#### SOURCE DATA
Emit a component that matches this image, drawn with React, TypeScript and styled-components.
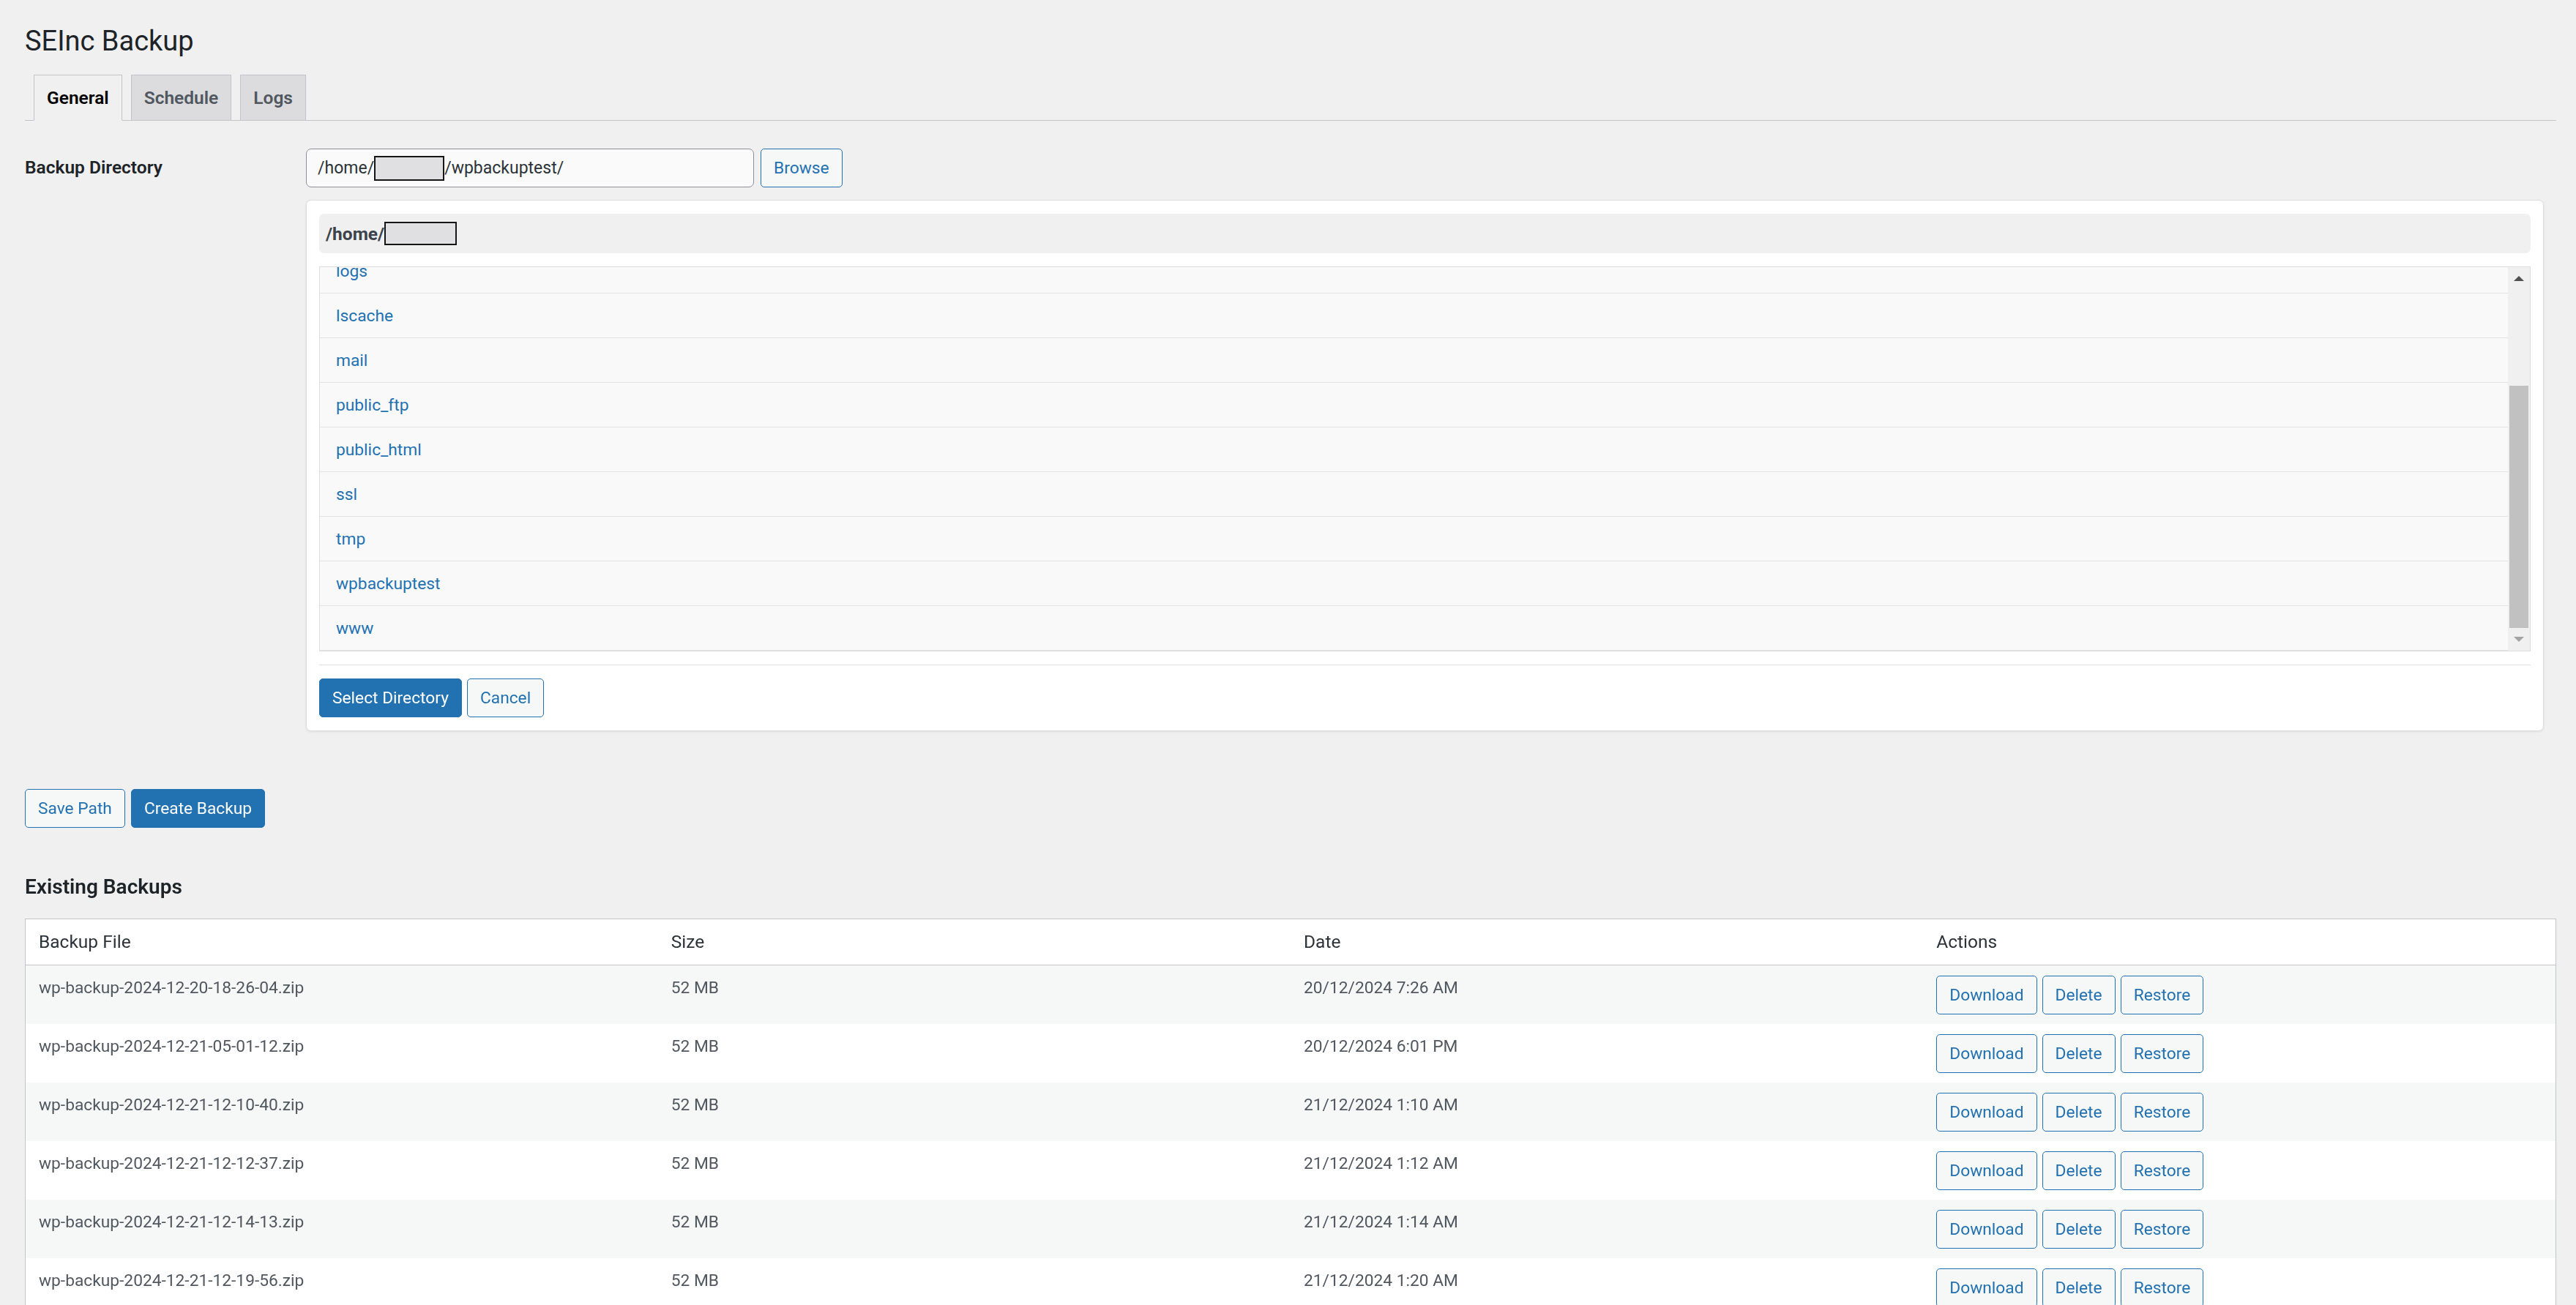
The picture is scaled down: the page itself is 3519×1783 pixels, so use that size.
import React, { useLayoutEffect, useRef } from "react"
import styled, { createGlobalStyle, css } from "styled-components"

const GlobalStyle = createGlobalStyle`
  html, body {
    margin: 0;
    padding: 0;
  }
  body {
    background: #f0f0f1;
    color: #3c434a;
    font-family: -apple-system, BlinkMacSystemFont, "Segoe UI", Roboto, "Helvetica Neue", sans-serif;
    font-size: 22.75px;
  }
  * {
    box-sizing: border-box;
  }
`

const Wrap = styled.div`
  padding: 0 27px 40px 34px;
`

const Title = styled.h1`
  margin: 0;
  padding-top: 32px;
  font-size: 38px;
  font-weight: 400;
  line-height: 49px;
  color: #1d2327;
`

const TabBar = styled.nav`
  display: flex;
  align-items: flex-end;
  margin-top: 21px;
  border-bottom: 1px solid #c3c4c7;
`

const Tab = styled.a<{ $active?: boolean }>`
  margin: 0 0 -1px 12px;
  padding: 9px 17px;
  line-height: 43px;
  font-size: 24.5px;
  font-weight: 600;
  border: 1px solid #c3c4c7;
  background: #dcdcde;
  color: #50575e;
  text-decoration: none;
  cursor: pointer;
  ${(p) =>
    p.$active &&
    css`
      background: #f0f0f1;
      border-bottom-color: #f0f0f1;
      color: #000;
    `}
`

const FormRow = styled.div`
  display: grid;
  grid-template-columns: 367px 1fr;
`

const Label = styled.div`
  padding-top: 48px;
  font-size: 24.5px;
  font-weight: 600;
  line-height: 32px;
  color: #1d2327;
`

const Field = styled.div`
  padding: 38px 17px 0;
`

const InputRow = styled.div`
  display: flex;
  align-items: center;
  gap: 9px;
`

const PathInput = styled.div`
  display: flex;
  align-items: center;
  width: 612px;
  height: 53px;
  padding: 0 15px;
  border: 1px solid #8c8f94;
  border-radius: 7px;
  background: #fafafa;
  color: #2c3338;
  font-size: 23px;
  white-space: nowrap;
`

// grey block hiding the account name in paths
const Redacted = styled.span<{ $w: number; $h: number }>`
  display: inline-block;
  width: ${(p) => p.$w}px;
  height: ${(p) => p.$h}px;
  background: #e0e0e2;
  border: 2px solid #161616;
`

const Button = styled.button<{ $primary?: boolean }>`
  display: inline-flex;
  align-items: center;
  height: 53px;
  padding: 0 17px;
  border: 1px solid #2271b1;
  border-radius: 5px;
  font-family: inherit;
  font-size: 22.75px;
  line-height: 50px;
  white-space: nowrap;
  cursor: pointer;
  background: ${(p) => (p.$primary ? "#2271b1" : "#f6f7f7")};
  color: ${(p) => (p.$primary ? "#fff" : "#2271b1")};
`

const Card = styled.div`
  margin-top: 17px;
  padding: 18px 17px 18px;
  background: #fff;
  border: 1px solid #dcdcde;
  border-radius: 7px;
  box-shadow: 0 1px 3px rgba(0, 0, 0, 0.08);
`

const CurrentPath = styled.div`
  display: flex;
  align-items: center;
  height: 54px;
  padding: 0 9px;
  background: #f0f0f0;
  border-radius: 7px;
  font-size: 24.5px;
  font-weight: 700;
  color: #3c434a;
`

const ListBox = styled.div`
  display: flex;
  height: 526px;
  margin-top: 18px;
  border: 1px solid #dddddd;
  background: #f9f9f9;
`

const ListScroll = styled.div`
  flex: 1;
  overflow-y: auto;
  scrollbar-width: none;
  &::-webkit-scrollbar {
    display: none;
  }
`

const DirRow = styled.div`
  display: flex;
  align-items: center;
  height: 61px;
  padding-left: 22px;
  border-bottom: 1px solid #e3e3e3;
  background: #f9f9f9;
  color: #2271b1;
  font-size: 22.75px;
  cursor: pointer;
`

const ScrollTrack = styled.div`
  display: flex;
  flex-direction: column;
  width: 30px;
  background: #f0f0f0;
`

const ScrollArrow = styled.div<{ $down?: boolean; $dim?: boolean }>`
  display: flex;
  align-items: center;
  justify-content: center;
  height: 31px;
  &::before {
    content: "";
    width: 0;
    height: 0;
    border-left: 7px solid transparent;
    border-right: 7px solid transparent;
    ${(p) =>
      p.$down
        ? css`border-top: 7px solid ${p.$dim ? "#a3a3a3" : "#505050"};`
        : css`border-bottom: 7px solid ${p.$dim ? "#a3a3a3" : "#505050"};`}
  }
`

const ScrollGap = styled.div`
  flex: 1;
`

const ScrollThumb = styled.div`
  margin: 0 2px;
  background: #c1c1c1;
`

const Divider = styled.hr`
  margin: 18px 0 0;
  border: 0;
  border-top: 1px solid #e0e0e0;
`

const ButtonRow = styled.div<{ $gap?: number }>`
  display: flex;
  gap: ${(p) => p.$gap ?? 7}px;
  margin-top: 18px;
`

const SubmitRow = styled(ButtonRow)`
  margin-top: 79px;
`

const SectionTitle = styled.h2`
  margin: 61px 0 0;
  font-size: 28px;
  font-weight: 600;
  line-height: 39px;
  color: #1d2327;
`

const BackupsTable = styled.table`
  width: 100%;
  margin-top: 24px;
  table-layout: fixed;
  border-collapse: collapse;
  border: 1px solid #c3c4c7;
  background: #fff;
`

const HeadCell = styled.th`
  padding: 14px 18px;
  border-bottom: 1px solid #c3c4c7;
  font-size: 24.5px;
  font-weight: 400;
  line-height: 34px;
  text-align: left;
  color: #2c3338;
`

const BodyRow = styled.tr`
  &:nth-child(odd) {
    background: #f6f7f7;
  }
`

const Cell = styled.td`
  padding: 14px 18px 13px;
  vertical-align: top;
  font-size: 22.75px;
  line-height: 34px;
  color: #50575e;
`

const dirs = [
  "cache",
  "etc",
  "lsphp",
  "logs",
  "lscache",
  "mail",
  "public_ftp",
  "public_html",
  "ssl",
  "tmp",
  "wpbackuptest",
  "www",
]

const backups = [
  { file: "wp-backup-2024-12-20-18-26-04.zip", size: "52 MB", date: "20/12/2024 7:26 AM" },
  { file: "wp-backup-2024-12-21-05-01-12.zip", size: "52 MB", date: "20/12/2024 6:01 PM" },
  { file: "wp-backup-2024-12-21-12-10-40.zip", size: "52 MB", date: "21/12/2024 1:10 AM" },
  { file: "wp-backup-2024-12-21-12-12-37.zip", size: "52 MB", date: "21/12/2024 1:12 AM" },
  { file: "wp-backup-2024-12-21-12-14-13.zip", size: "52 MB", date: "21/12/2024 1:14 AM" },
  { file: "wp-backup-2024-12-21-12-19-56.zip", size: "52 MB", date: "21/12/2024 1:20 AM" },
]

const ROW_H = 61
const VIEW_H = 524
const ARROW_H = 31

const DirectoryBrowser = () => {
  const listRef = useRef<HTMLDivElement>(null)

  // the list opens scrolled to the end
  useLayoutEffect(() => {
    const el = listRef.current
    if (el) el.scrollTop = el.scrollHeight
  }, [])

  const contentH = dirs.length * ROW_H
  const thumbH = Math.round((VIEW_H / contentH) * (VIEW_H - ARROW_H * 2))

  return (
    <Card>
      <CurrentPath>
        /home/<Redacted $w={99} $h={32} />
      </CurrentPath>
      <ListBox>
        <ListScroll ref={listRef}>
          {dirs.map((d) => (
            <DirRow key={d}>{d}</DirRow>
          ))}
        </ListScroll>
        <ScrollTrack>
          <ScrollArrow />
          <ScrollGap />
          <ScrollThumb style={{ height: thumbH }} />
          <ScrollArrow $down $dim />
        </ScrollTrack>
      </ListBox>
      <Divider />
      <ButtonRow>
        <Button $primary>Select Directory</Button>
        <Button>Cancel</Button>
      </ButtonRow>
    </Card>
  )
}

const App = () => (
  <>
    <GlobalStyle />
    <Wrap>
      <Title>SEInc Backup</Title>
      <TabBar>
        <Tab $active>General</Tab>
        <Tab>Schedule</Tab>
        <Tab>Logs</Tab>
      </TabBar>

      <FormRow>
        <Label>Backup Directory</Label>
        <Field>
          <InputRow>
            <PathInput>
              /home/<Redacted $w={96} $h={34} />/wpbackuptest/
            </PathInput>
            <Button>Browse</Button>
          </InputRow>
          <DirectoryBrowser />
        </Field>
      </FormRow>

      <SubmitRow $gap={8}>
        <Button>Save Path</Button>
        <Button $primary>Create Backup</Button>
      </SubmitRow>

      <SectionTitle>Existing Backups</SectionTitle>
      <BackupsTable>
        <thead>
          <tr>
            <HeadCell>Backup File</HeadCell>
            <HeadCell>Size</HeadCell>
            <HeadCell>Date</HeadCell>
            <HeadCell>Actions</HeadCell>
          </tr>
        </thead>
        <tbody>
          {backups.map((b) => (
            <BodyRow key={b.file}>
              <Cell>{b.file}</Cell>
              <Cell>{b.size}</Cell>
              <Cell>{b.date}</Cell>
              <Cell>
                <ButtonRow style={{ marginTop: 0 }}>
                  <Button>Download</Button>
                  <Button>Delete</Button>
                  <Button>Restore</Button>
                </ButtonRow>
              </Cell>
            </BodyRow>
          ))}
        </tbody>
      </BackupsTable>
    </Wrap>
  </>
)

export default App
########
**STATED PROBLEM:**
List every line above containing the word "that".

**THE COMPLETED TASK:**
Emit a component that matches this image, drawn with React, TypeScript and styled-components.
The picture is scaled down: the page itself is 3519×1783 pixels, so use that size.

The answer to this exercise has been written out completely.